Plasma and neutral dynamics in a simulated tokamak gas target divertor

Abstract

A stationary, detached ionization front is observed in an experimentally simulated divertor plasma (n≤3×1019 m−3, kTe≤20 eV) interacting with a hydrogen gas target. With a neutral hydrogen density, n0≊2×1021 m−3, the electron temperature at the simulated divertor target is reduced to kTe target≊2.5 eV. Up to 97% of the electron heat flux (≤7 MW/m2) is dissipated by dissociation and ionization losses and hydrogen line radiation. The plasma pressure is observed to peak near the ionization front, and a plasma flow reversal is observed in the region of reversed pressure gradient. Classical momentum flow parallel to the magnetic field and anomalous cross-field particle transport are found. The plasma flow is strongly damped by ion–neutral collisions and is subsonic.
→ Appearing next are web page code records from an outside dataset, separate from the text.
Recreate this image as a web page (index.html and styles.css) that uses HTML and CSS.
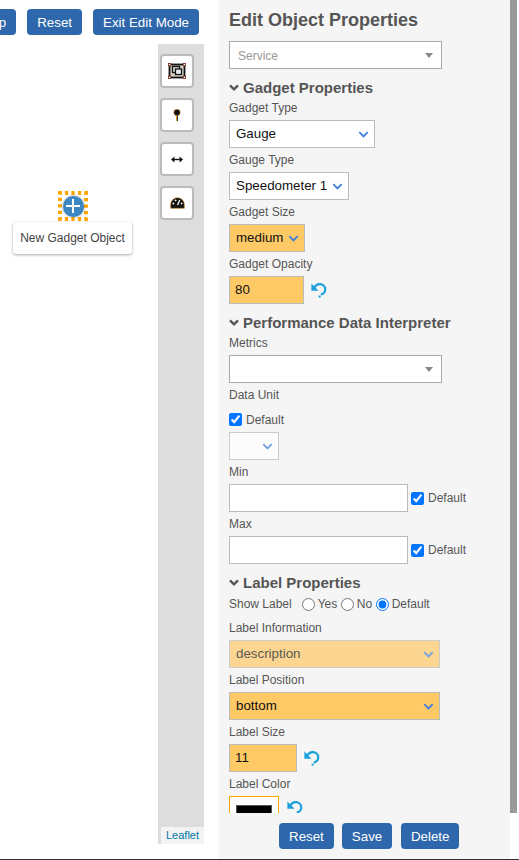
FILE: index.html
```html
<!DOCTYPE html>
<html lang="en">
<head>
  <meta charset="UTF-8">
  <title>Edit Object Properties</title>
  <link rel="stylesheet" href="styles.css">
</head>
<body>
  <svg class="defs" width="0" height="0">
    <symbol id="chev" viewBox="0 0 12 8"><path d="M1.2 1.4 6 6.2l4.8-4.8" fill="none" stroke="currentColor"/></symbol>
    <symbol id="undo" viewBox="0 0 16 16"><path d="M3.6 5.2C5 2.6 7.4 1.8 9.6 2.2c3 .6 4.9 3 4.6 5.8-.2 2.4-2 4-4.4 4.6" fill="none" stroke="#1ba1dc" stroke-width="2.2"/><path d="M.4 1.6v7.2h7.2z" fill="#1ba1dc"/><rect x="7.6" y="13.6" width="2" height="2" fill="#1ba1dc"/></symbol>
  </svg>

  <div class="page">
    <div class="left">
      <div class="topbar">
        <button class="btn cut">Map</button>
        <button class="btn">Reset</button>
        <button class="btn">Exit Edit Mode</button>
      </div>
      <div class="mapwrap">
        <div class="map">
          <div class="marker">
            <svg class="dots" width="30" height="30" viewBox="0 0 30 30"><rect x="2" y="2" width="26" height="26" fill="none" stroke="#ffa500" stroke-width="4" stroke-dasharray="3.25 3.25" stroke-dashoffset="1.6"/></svg>
            <span class="plus">
              <svg width="14" height="14" viewBox="0 0 14 14"><path d="M7 0v14M0 7h14" stroke="#fff" stroke-width="2"/></svg>
            </span>
          </div>
          <div class="tip">New Gadget Object</div>
        </div>
        <div class="strip">
          <div class="tool">
            <svg width="18" height="16" viewBox="0 0 18 16"><rect x="1.5" y="1.5" width="15" height="13" fill="#d8d2c4" stroke="#111" stroke-width="1.8"/><rect x="4.5" y="3.5" width="7" height="6" fill="#ddd" stroke="#111" stroke-width="1.3"/><rect x="7.5" y="6" width="6" height="5.5" fill="#eee" stroke="#111" stroke-width="1.3"/><g fill="#fff" stroke="#7a2a1a" stroke-width=".8"><rect x="0.4" y="0.4" width="2.4" height="2.4"/><rect x="15.2" y="0.4" width="2.4" height="2.4"/><rect x="0.4" y="13.2" width="2.4" height="2.4"/><rect x="15.2" y="13.2" width="2.4" height="2.4"/></g></svg>
          </div>
          <div class="tool">
            <svg width="8" height="12" viewBox="0 0 8 12"><path d="M3 6h1v6H3z" fill="#f39c12"/><path d="M4 6h1v6H4z" fill="#1a3a6a"/><circle cx="4" cy="3.4" r="3.2" fill="#111" stroke="#f5a623" stroke-width=".5"/></svg>
          </div>
          <div class="tool">
            <svg width="12" height="7" viewBox="0 0 12 7"><path d="M2 3.5h8" stroke="#111" stroke-width="1.4"/><path d="M0 3.5l3.4-3v6zM12 3.5l-3.4-3v6z" fill="#111"/></svg>
          </div>
          <div class="tool">
            <svg width="15" height="12" viewBox="0 0 15 12"><path d="M.7 11.3V7.5a6.8 6.8 0 0 1 13.6 0v3.8z" fill="#111" stroke="#c77a1a" stroke-width=".6"/><path d="M7.5 8 9.8 3" stroke="#fff" stroke-width="1.3"/><circle cx="3.4" cy="6.5" r=".9" fill="#fff"/><circle cx="5.6" cy="3.4" r=".9" fill="#fff"/><circle cx="11.6" cy="6.5" r=".9" fill="#fff"/></svg>
          </div>
          <a class="attrib">Leaflet</a>
        </div>
      </div>
    </div>

    <div class="panel">
      <div class="scroll">
        <h2 class="title">Edit Object Properties</h2>
        <div class="combo wide muted">
          <span>Service</span><i class="caret"></i>
        </div>

        <h3 class="section"><svg class="secchev"><use href="#chev"/></svg>Gadget Properties</h3>
        <label class="lbl first">Gadget Type</label>
        <div class="sel w146"><span>Gauge</span><svg class="chev"><use href="#chev"/></svg></div>
        <label class="lbl">Gauge Type</label>
        <div class="sel w120"><span>Speedometer 1</span><svg class="chev"><use href="#chev"/></svg></div>
        <label class="lbl">Gadget Size</label>
        <div class="sel w76 set"><span>medium</span><svg class="chev"><use href="#chev"/></svg></div>
        <label class="lbl">Gadget Opacity</label>
        <div class="row">
          <input class="inp w75 set" value="80">
          <svg class="undo"><use href="#undo"/></svg>
        </div>

        <h3 class="section"><svg class="secchev"><use href="#chev"/></svg>Performance Data Interpreter</h3>
        <label class="lbl first">Metrics</label>
        <div class="combo wide"><span></span><i class="caret"></i></div>
        <label class="lbl">Data Unit</label>
        <label class="check"><input type="checkbox" checked>Default</label>
        <div class="sel w50 off"><span></span><svg class="chev"><use href="#chev"/></svg></div>
        <label class="lbl">Min</label>
        <div class="row">
          <input class="inp w179">
          <label class="check tight"><input type="checkbox" checked>Default</label>
        </div>
        <label class="lbl">Max</label>
        <div class="row">
          <input class="inp w179">
          <label class="check tight"><input type="checkbox" checked>Default</label>
        </div>

        <h3 class="section"><svg class="secchev"><use href="#chev"/></svg>Label Properties</h3>
        <div class="radios">
          <span class="radiolbl">Show Label</span>
          <label><input type="radio" name="show">Yes</label>
          <label><input type="radio" name="show">No</label>
          <label><input type="radio" name="show" checked>Default</label>
        </div>
        <label class="lbl">Label Information</label>
        <div class="sel w211 set off"><span>description</span><svg class="chev"><use href="#chev"/></svg></div>
        <label class="lbl">Label Position</label>
        <div class="sel w211 set"><span>bottom</span><svg class="chev"><use href="#chev"/></svg></div>
        <label class="lbl">Label Size</label>
        <div class="row">
          <input class="inp w68 set" value="11">
          <svg class="undo"><use href="#undo"/></svg>
        </div>
        <label class="lbl">Label Color</label>
        <div class="row">
          <div class="swatch"><div></div></div>
          <svg class="undo near"><use href="#undo"/></svg>
        </div>
      </div>
      <div class="footer">
        <button class="btn">Reset</button>
        <button class="btn">Save</button>
        <button class="btn delete">Delete</button>
      </div>
    </div>
    <div class="sbar"><div class="thumb"></div></div>
  </div>
</body>
</html>
```

FILE: styles.css
```css
* {
  box-sizing: border-box;
}

body {
  margin: 0;
  height: 860px;
  overflow: hidden;
  background: #fff;
  color: #555;
  font-family: "Liberation Sans", Arial, sans-serif;
  font-size: 12px;
}

.defs {
  position: absolute;
}

.page {
  display: flex;
  height: 860px;
  border-bottom: 1px solid #333;
}

/* left side: buttons and map */
.left {
  width: 219px;
  flex: none;
  padding-right: 15px;
  overflow: hidden;
}

.topbar {
  height: 44px;
  padding-top: 9px;
  display: flex;
  justify-content: flex-end;
  gap: 11px;
  padding-right: 5px;
}

.btn {
  height: 26px;
  padding: 0 10px;
  border: 0;
  border-radius: 4px;
  background: #2e67ab;
  color: #fff;
  font-family: inherit;
  font-size: 13.33px;
  white-space: nowrap;
}

.cut {
  flex: none;
}

.mapwrap {
  display: flex;
  height: 800px;
}

.map {
  position: relative;
  flex: 1;
}

.marker {
  position: absolute;
  left: 58px;
  top: 147px;
  width: 30px;
  height: 30px;
  display: flex;
  align-items: center;
  justify-content: center;
}

.dots {
  position: absolute;
  left: 0;
  top: 0;
}

.plus {
  position: relative;
  flex: none;
  width: 21px;
  height: 21px;
  border-radius: 50%;
  background: #3a87c4;
  box-shadow: 0 0 3px rgba(0, 0, 0, 0.4);
  display: flex;
  align-items: center;
  justify-content: center;
}

.tip {
  position: absolute;
  left: 13px;
  top: 178px;
  width: 119px;
  height: 32px;
  line-height: 32px;
  text-align: center;
  background: #fff;
  color: #444;
  border-radius: 3px;
  box-shadow: 0 1px 3px rgba(0, 0, 0, 0.35);
}

.strip {
  position: relative;
  width: 46px;
  flex: none;
  background: #ddd;
  padding: 10px 0 0 2px;
  display: flex;
  flex-direction: column;
  gap: 10px;
}

.tool {
  width: 34px;
  height: 34px;
  background: #fff;
  border: 2px solid #bbb;
  border-radius: 4px;
  display: flex;
  align-items: center;
  justify-content: center;
}

.attrib {
  position: absolute;
  right: 0;
  bottom: 0;
  height: 17px;
  width: 43px;
  line-height: 17px;
  padding-left: 5px;
  background: #f3f3f3;
  color: #0078a8;
  font-size: 11px;
}

/* right side: properties panel */
.panel {
  width: 291px;
  flex: none;
  background: #f5f5f5;
  display: flex;
  flex-direction: column;
}

.scroll {
  height: 813px;
  overflow: hidden;
  padding: 0 0 0 10px;
}

.title {
  margin: 0;
  height: 41px;
  line-height: 40px;
  font-size: 18px;
  font-weight: bold;
  color: #555;
}

.section {
  display: flex;
  align-items: center;
  margin: 0;
  height: 19px;
  margin-top: 9px;
  font-size: 15px;
  font-weight: bold;
  color: #555;
}

.secchev {
  width: 10px;
  height: 7px;
  margin-right: 4px;
  color: #555;
  stroke-width: 2.8;
}

.lbl {
  display: block;
  height: 24px;
  line-height: 24px;
}

.lbl.first {
  height: 23px;
  line-height: 22px;
}

.combo,
.sel,
.inp {
  height: 28px;
  background: #fff;
  border: 1px solid #bbb;
  color: #111;
  font-family: inherit;
  font-size: 13.33px;
}

.combo {
  display: flex;
  align-items: center;
  justify-content: space-between;
  padding: 0 8px;
  border-color: #aaa;
}

.combo.muted {
  font-size: 12px;
  color: #999;
}

.combo.muted span {
  padding-top: 2px;
}

.wide {
  width: 213px;
}

.caret {
  width: 0;
  height: 0;
  border-left: 4px solid transparent;
  border-right: 4px solid transparent;
  border-top: 5px solid #888;
}

.sel {
  display: flex;
  align-items: center;
  justify-content: space-between;
  padding: 0 5px 0 6px;
}

.sel span {
  padding-bottom: 2px;
}

.chev {
  width: 11px;
  height: 7px;
  color: #3b7ddd;
  stroke-width: 2;
}

.set {
  background: #ffc966;
}

.off {
  opacity: 0.7;
}

.inp {
  display: block;
  padding: 0 5px 2px;
  outline: 0;
}

.w50 { width: 50px; }
.w68 { width: 68px; }
.w75 { width: 75px; }
.w76 { width: 76px; }
.w120 { width: 120px; }
.w146 { width: 146px; }
.w179 { width: 179px; }
.w211 { width: 211px; }

.row {
  display: flex;
  align-items: center;
}

.undo {
  width: 16px;
  height: 16px;
  margin-left: 7px;
}

.undo.near {
  margin-left: 8px;
  margin-top: 4px;
  align-self: flex-start;
}

.check {
  display: flex;
  align-items: center;
  height: 25px;
  margin-top: 0;
}

.check input {
  width: 13px;
  height: 13px;
  margin: 0 4px 0 0;
  accent-color: #0075ff;
}

.check.tight {
  margin-left: 3px;
}

.radios {
  display: flex;
  align-items: center;
  height: 24px;
}

.radiolbl {
  margin-right: 10px;
}

.radios label {
  display: flex;
  align-items: center;
  margin-right: 3.5px;
}

.radios input {
  width: 13px;
  height: 13px;
  margin: 0 3px 0 0;
  accent-color: #0075ff;
}

.swatch {
  width: 50px;
  height: 28px;
  background: #fff;
  border: 1px solid #ffa500;
  padding: 8px 6px 0;
}

.swatch div {
  height: 12px;
  background: #000;
  border: 1px solid #555;
}

.footer {
  display: flex;
  gap: 8px;
  padding: 10px 0 0 60px;
}

.delete {
  width: 58px;
  margin-left: 1px;
  padding: 0;
}

/* panel scrollbar */
.sbar {
  width: 7px;
  flex: none;
}

.thumb {
  height: 813px;
  background: #999;
}
```
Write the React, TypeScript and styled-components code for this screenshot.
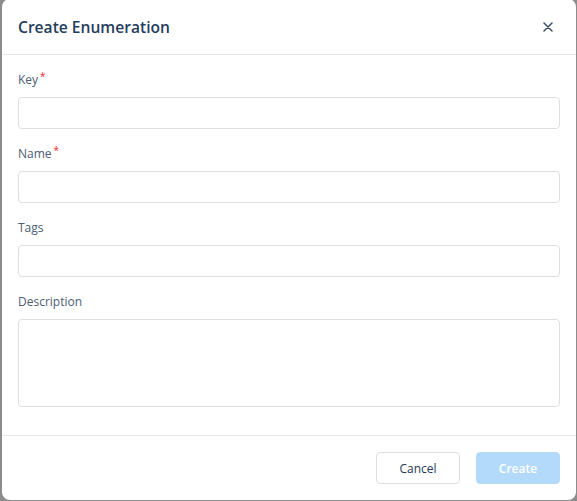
import styled, { createGlobalStyle } from "styled-components";

const GlobalStyle = createGlobalStyle`
  html, body {
    margin: 0;
    padding: 0;
    background: #8c8c8c;
    font-family: "Open Sans", "Noto Sans", sans-serif;
    overflow: hidden;
  }
`;

const Modal = styled.div`
  width: 574px;
  height: 501px;
  margin: -1px 1px 0 2px;
  background: #ffffff;
  border-radius: 8px;
  display: flex;
  flex-direction: column;
  box-sizing: border-box;
`;

const Header = styled.header`
  height: 56px;
  flex-shrink: 0;
  display: flex;
  align-items: center;
  justify-content: space-between;
  padding: 0 16px 0 16px;
  border-bottom: 1px solid #e6e8eb;
  box-sizing: border-box;
`;

const Title = styled.h2`
  margin: 0;
  font-size: 15.6px;
  font-weight: 600;
  color: #243d5c;
`;

const CloseButton = styled.button`
  width: 24px;
  height: 24px;
  border: none;
  background: none;
  padding: 0;
  display: flex;
  align-items: center;
  justify-content: center;
  color: #3c4d66;
  cursor: pointer;
`;

const Body = styled.div`
  flex: 1;
  padding: 16px 16px 0 16px;
  display: flex;
  flex-direction: column;
  gap: 16px;
`;

const Field = styled.div`
  display: flex;
  flex-direction: column;
  gap: 8px;
`;

const Label = styled.label`
  font-size: 12px;
  line-height: 18px;
  color: #4d5d75;
`;

const Required = styled.sup`
  color: #f5222d;
  font-size: 10px;
  margin-left: 2px;
  vertical-align: 4px;
  line-height: 0;
`;

const Input = styled.input`
  height: 32px;
  box-sizing: border-box;
  border: 1px solid #dcdfe3;
  border-radius: 4px;
  padding: 0 10px;
  font-family: inherit;
  font-size: 13px;
  outline: none;
`;

const TextArea = styled.textarea`
  height: 88px;
  box-sizing: border-box;
  border: 1px solid #dcdfe3;
  border-radius: 4px;
  padding: 6px 10px;
  font-family: inherit;
  font-size: 13px;
  resize: none;
  outline: none;
`;

const Footer = styled.footer`
  height: 65px;
  flex-shrink: 0;
  border-top: 1px solid #e6e8eb;
  display: flex;
  align-items: flex-start;
  justify-content: flex-end;
  gap: 16px;
  padding: 16px 16px 0 16px;
  box-sizing: border-box;
`;

const Button = styled.button<{ $primary?: boolean }>`
  width: 84px;
  height: 32px;
  border-radius: 4px;
  font-family: inherit;
  font-size: 12px;
  font-weight: ${(p) => (p.$primary ? 600 : 400)};
  border: 1px solid ${(p) => (p.$primary ? "#b3dafb" : "#dcdfe3")};
  background: ${(p) => (p.$primary ? "#b3dafb" : "#ffffff")};
  color: ${(p) => (p.$primary ? "#ffffff" : "#1f3656")};
  cursor: pointer;
`;

const fields = [
  { label: "Key", required: true },
  { label: "Name", required: true },
  { label: "Tags", required: false },
];

export default function App() {
  return (
    <>
      <GlobalStyle />
      <Modal>
        <Header>
          <Title>Create Enumeration</Title>
          <CloseButton aria-label="Close">
            <svg width="10" height="10" viewBox="0 0 10 10">
              <path d="M1 1L9 9M9 1L1 9" stroke="currentColor" strokeWidth="1.5" strokeLinecap="round" />
            </svg>
          </CloseButton>
        </Header>
        <Body>
          {fields.map((f) => (
            <Field key={f.label}>
              <Label>
                {f.label}
                {f.required && <Required>*</Required>}
              </Label>
              <Input />
            </Field>
          ))}
          <Field>
            <Label>Description</Label>
            <TextArea />
          </Field>
        </Body>
        <Footer>
          <Button>Cancel</Button>
          <Button $primary>Create</Button>
        </Footer>
      </Modal>
    </>
  );
}
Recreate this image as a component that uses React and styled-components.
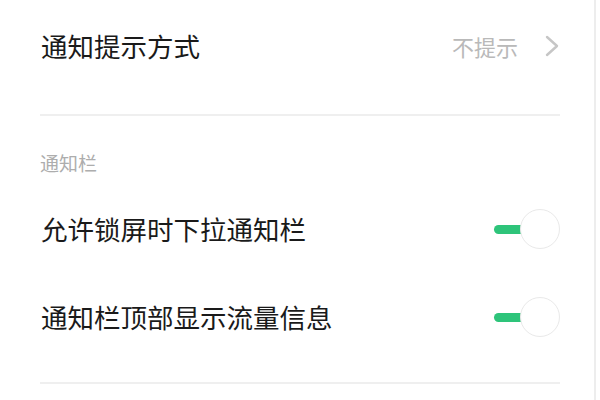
import styled, { createGlobalStyle } from "styled-components";

const GlobalStyle = createGlobalStyle`
  html, body {
    margin: 0;
    padding: 0;
    background: #ffffff;
  }
  body {
    font-family: "Noto Sans CJK SC", "Noto Sans", sans-serif;
  }
`;

const rows = [
  { id: 1, label: "允许锁屏时下拉通知栏", on: true },
  { id: 2, label: "通知栏顶部显示流量信息", on: true },
];

const App = () => {
  return (
    <>
      <GlobalStyle />
      <Page>
        <Content>
          <LinkRow>
            <Label>通知提示方式</Label>
            <Value>
              <ValueText>不提示</ValueText>
              <Chevron viewBox="0 0 14 22" width="14" height="22">
                <polyline
                  points="2,2 12,11 2,20"
                  fill="none"
                  stroke="#c6c6c6"
                  strokeWidth="2.4"
                  strokeLinecap="round"
                  strokeLinejoin="round"
                />
              </Chevron>
            </Value>
          </LinkRow>
          <Divider $top={22} />
          <SectionTitle>通知栏</SectionTitle>
          {rows.map((row) => (
            <SwitchRow key={row.id}>
              <Label>{row.label}</Label>
              <Toggle $on={row.on}>
                <Track $on={row.on} />
                <Knob />
              </Toggle>
            </SwitchRow>
          ))}
          <Divider $top={21} />
        </Content>
        <EdgeLine />
      </Page>
    </>
  );
};

export default App;

export const Page = styled.div`
  display: flex;
  width: 600px;
  height: 400px;
  overflow: hidden;
  background: #ffffff;
`;

export const Content = styled.div`
  width: 594px;
  box-sizing: border-box;
  padding: 0 34px 0 40px;
  display: flex;
  flex-direction: column;
`;

export const EdgeLine = styled.div`
  width: 2px;
  height: 100%;
  background: #ededed;
`;

export const LinkRow = styled.div`
  height: 92px;
  display: flex;
  align-items: center;
  justify-content: space-between;
`;

export const SwitchRow = styled.div`
  height: 88px;
  display: flex;
  align-items: center;
  justify-content: space-between;
`;

export const Label = styled.span`
  font-size: 26.5px;
  line-height: 30px;
  color: #1a1a1a;
  margin-left: 1px;
`;

export const Value = styled.div`
  display: flex;
  align-items: center;
  gap: 27px;
  margin-right: 1px;
`;

export const ValueText = styled.span`
  font-size: 22px;
  line-height: 26px;
  color: #b9b9b9;
`;

export const Chevron = styled.svg`
  display: block;
`;

export const Divider = styled.div`
  height: 2px;
  margin-top: ${(p) => p.$top}px;
  background: #efefef;
`;

export const SectionTitle = styled.div`
  height: 69px;
  box-sizing: border-box;
  padding-top: 36px;
  font-size: 19px;
  line-height: 22px;
  color: #adadad;
`;

export const Toggle = styled.div`
  position: relative;
  width: 66px;
  height: 40px;
  flex-shrink: 0;
`;

export const Track = styled.div`
  position: absolute;
  left: 0;
  top: 16px;
  width: 34px;
  height: 9px;
  border-radius: 5px;
  background: ${(p) => (p.$on ? "#2ec47a" : "#dddddd")};
`;

export const Knob = styled.div`
  position: absolute;
  right: 0;
  top: 0;
  width: 40px;
  height: 40px;
  box-sizing: border-box;
  border-radius: 50%;
  border: 1.5px solid #e9e9e9;
  background: #ffffff;
`;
Numerical results from a one-and-one-half dimensional (11/2-D) coupled plasma–neutral fluid model (incorporating radial particle transport, recycling, and neutral gas injection) agree well with the experimental data, and indicate that the electron heat flow is classical and well described by a harmonic flux limit. The scale length of the parallel plasma pressure gradient in a gas target is found to depend on the neutral density, the electron temperature, and the cross-field diffusion coefficient.